30-09-2017
Las excavaciones realizadas a partir de 1993 en el Pago de los Pedregales, en Urueña, se desarrollaron durante dos años en 4 fases y permitieron contar con un equipo dirigido por Alicia Gómez Pérez y Jesús Álvaro Arranz, quienes trabajaron con estudiantes de arqueología de la Universidad de Valladolid sobre el pago mencionado, en el que se habían encontrado los restos de una pequeña iglesia. Las excavaciones mostraron principalmente una característica que es común a muchos otros hallazgos de la época: las personas -beatos se les sigue denominando en la toponimia local- que habían decidido establecerse juntas, fuera bajo la regla de san Pacomio, fuera bajo la norma de san Benito, vivían en una pobreza natural y voluntaria. El cielo sobre sus cabezas y la tierra bajo sus pies, de la cual extraían el sustento necesario para la vida en común. Elegían para ello un lugar adecuado donde el agua y la naturaleza fueran pródigas y no les obligara a desplazarse para conseguir lo que preferentemente buscaban: sosiego, apartamiento de las costumbres del mundo y un lugar donde trabajar y orar.
Los enterramientos descubiertos dieron prueba de ello. Ausencia de ornamentos, de lujo, de cosas superfluas, para dejar esta vida exactamente igual que llegaron a ella, es decir con la desnudez de cuerpo y la ayuda del espíritu. No voy a decir que su filosofía sea ejemplar para nuestro tiempo, pero es evidente que pensaron como nosotros, se expresaron como nosotros y sin embargo pasaron por la vida sin necesitar todas las comodidades de las que nosotros decimos disfrutar. Cada época tiene sus héroes y los de la nuestra están mucho más cerca del ruido, de la violencia y del hacinamiento que del cenobio.
Para los alumnos que participaron en aquel curso, así como para los profesores que impartieron las enseñanzas, o para los que vimos de lejos su admirable trabajo, fue un motivo para la reflexión, sin embargo. Las sucesivas etapas descubiertas en los diferentes estratos hablaban de un largo período de tiempo y de una utilización continuada y tal vez diversa para el lugar común de oración. A su alrededor o dentro del mismo recinto, los cuerpos sin vida buscaban congregarse como en una especie de comunión física y espiritual, idea tan querida para el cristianismo y base para la fe de muchos de nuestros antepasados.

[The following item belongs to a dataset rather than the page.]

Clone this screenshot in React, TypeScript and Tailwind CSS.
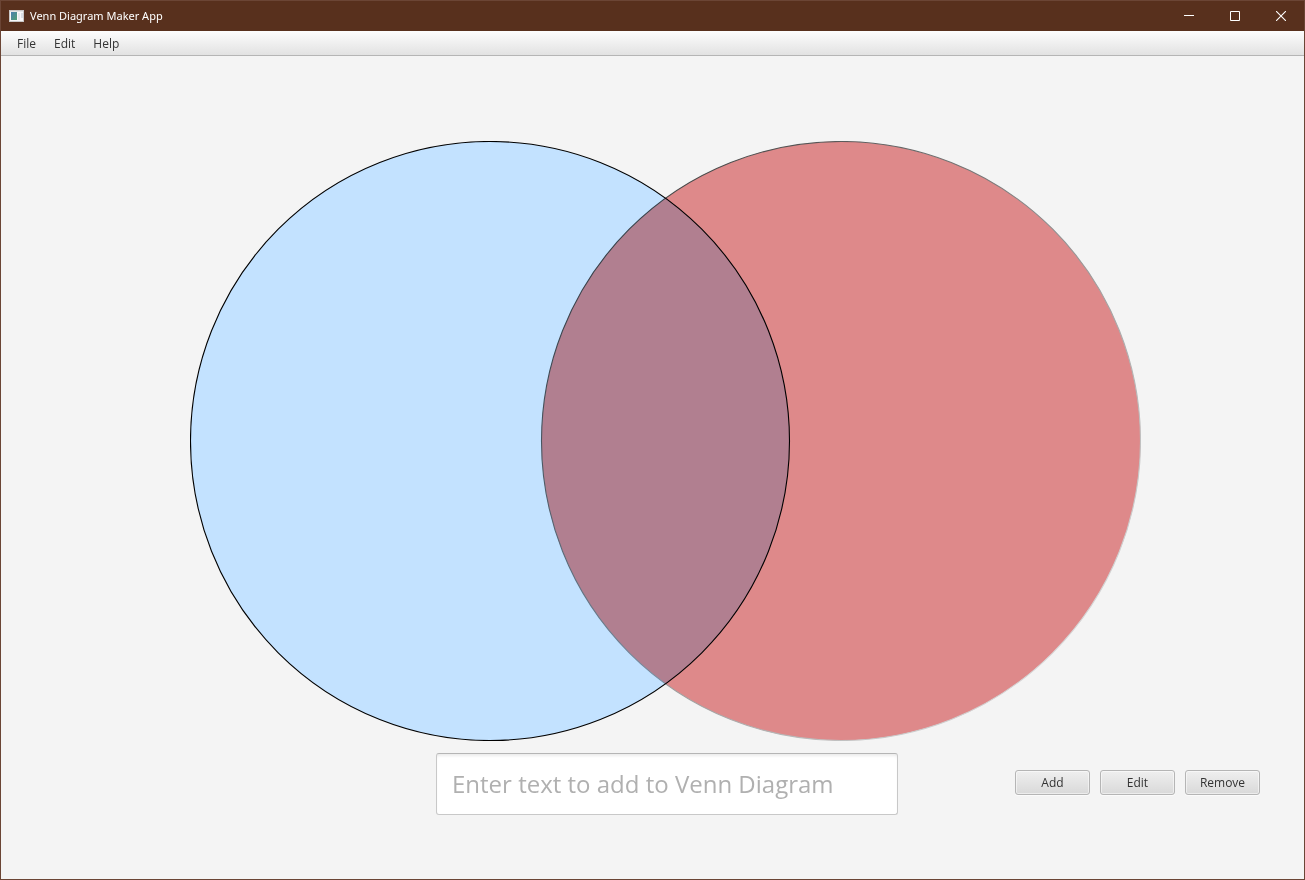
import { useState } from "react";

const menus = ["File", "Edit", "Help"];
const actions = ["Add", "Edit", "Remove"];

function AppIcon() {
  return (
    <svg width="15" height="12" viewBox="0 0 15 12" shapeRendering="crispEdges" aria-hidden="true">
      <defs>
        <linearGradient id="pane" x1="0" y1="0" x2="1" y2="1">
          <stop offset="0" stopColor="#4a7fb0" />
          <stop offset="1" stopColor="#4f9f72" />
        </linearGradient>
      </defs>
      <rect width="15" height="12" fill="#c9c7c6" />
      <rect x="1" y="1" width="13" height="10" fill="#f8f8f8" />
      <rect x="1" y="1" width="13" height="1" fill="#e4e4e4" />
      <rect x="2" y="2" width="6" height="8" fill="url(#pane)" />
      <rect x="9" y="3" width="2" height="7" fill="#e6e9ed" />
      <rect x="12" y="3" width="2" height="5" fill="#dcdfe4" />
    </svg>
  );
}

function WindowButton({ label, children }: { label: string; children: React.ReactNode }) {
  return (
    <button type="button" aria-label={label} className="flex h-full w-[46px] items-center justify-center hover:bg-white/10">
      <svg width="10" height="10" viewBox="0 0 10 10" fill="none" stroke="#fff" aria-hidden="true">
        {children}
      </svg>
    </button>
  );
}

function TitleBar() {
  return (
    <header className="flex h-[30px] items-center justify-between bg-[#58301d] text-white">
      <div className="flex items-center gap-1.5 pl-2">
        <AppIcon />
        <h1 className="font-['Noto_Sans',sans-serif] text-[11px]">Venn Diagram Maker App</h1>
      </div>
      <div className="flex h-full">
        <WindowButton label="Minimize">
          <path d="M0 4.5h10" />
        </WindowButton>
        <WindowButton label="Maximize">
          <path d="M.5.5h9v9h-9z" />
        </WindowButton>
        <WindowButton label="Close">
          <path d="M0 0l10 10M10 0L0 10" strokeWidth="1.1" />
        </WindowButton>
      </div>
    </header>
  );
}

function MenuBar() {
  return (
    <nav className="flex h-[25px] items-center border-b border-[#b5b5b5] bg-linear-to-b from-[#fdfdfd] to-[#e2e2e2] pt-px pl-[7px] text-xs text-[#333]">
      {menus.map((menu) => (
        <button key={menu} type="button" className="px-[9px]">
          {menu}
        </button>
      ))}
    </nav>
  );
}

function VennDiagram() {
  return (
    <svg viewBox="0 0 951 600" className="block h-auto w-full max-w-[951px]" role="img" aria-label="Venn diagram">
      <defs>
        <linearGradient id="outline" x1="0" y1="0" x2="1" y2="1">
          <stop offset="0" stopColor="#2a2a2a" />
          <stop offset="1" stopColor="#fff" />
        </linearGradient>
      </defs>
      <rect width="951" height="600" fill="#f4f4f4" />
      <circle cx="300" cy="300" r="299.5" fill="#c3e2ff" stroke="#000" strokeWidth="1.1" />
      <circle cx="651" cy="300" r="299.5" fill="#e88f90" stroke="url(#outline)" strokeWidth="1.1" className="mix-blend-multiply" />
    </svg>
  );
}

export default function App() {
  const [text, setText] = useState("");

  return (
    <div className="flex min-h-screen flex-col border border-[#6b4535] bg-[#f4f4f4] font-['Open_Sans','Noto_Sans',sans-serif]">
      <TitleBar />
      <MenuBar />
      <main className="flex flex-1 flex-col pt-[85px]">
        <div className="flex justify-center pl-[26px]">
          <VennDiagram />
        </div>
        <form
          className="mt-3 grid grid-cols-[1fr_462px_1fr] items-center pr-[44px] pl-[73px]"
          onSubmit={(event) => event.preventDefault()}
        >
          <input
            type="text"
            aria-label="Text to add"
            placeholder="Enter text to add to Venn Diagram"
            value={text}
            onChange={(event) => setText(event.target.value)}
            className="col-start-2 h-[62px] w-full rounded-[3px] border border-[#c8c8c8] border-t-[#b5b5b5] bg-white px-[15px] pb-0.5 text-2xl text-[#333] shadow-[inset_0_3px_3px_-1px_#ececec] outline-none placeholder:text-[#b0b0b0]"
          />
          <div className="flex justify-end gap-2.5 pt-px">
            {actions.map((action) => (
              <button
                key={action}
                type="button"
                className="mb-1 h-[25px] w-[75px] rounded-[3px] border border-[#b5b5b5] bg-linear-to-b from-[#efefef] to-[#d9d9d9] text-xs text-[#333] shadow-[inset_0_0_0_1px_#ffffff80,0_1px_0_#fbfbfb]"
              >
                {action}
              </button>
            ))}
          </div>
        </form>
      </main>
    </div>
  );
}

Urueña sigue siendo, a pesar del paso del tiempo, un asentamiento favorito por sus condiciones para una vida cercana a la naturaleza y despegada de la mayor parte de los ruidos mundanales. Urueña –tal vez por eso- fue, desde su fundación en el siglo XII, emplazamiento buscado por los monjes y por muchas otras personas que en cierto modo compartían su filosofía. Al convertirse en lugar de señoríos y monasterios numerosos documentos de la Edad Media aluden con frecuencia a donaciones de lugares con sus cilleros y bodegas, a veces incluidos o a veces excluidos de dichas mandas.
En uno de los primeros Parpalacios publicamos un texto de la donación de doña Urraca a la diócesis de Santiago de unos terrenos de su propiedad. En ese documento se hablaba de viñas. Las viñas, tanto las pertenecientes a monasterios como a particulares, se fueron agrupando en pagos a lo largo de los siglos XII y XIII, pagos que habitualmente recibían nombres relacionados con el cultivo o con las características del terreno. Esa agrupación era para mejor proteger dicho cultivo de la ganadería y de su paso devastador, hecho tan frecuente y originador de conflictos que a menudo es contemplado en leyes y fueros. De hecho, en Urueña hubo un pago que se denominaba "viñas de los cercados", por la tapia de piedra que rodeaba la tierra, y en el siglo XVIII todavía se hablaba de una "viña murada" perteneciente a Luis Fernández de Isla, lo cual indica la sensata costumbre de proteger los viñedos del paso de la ganadería.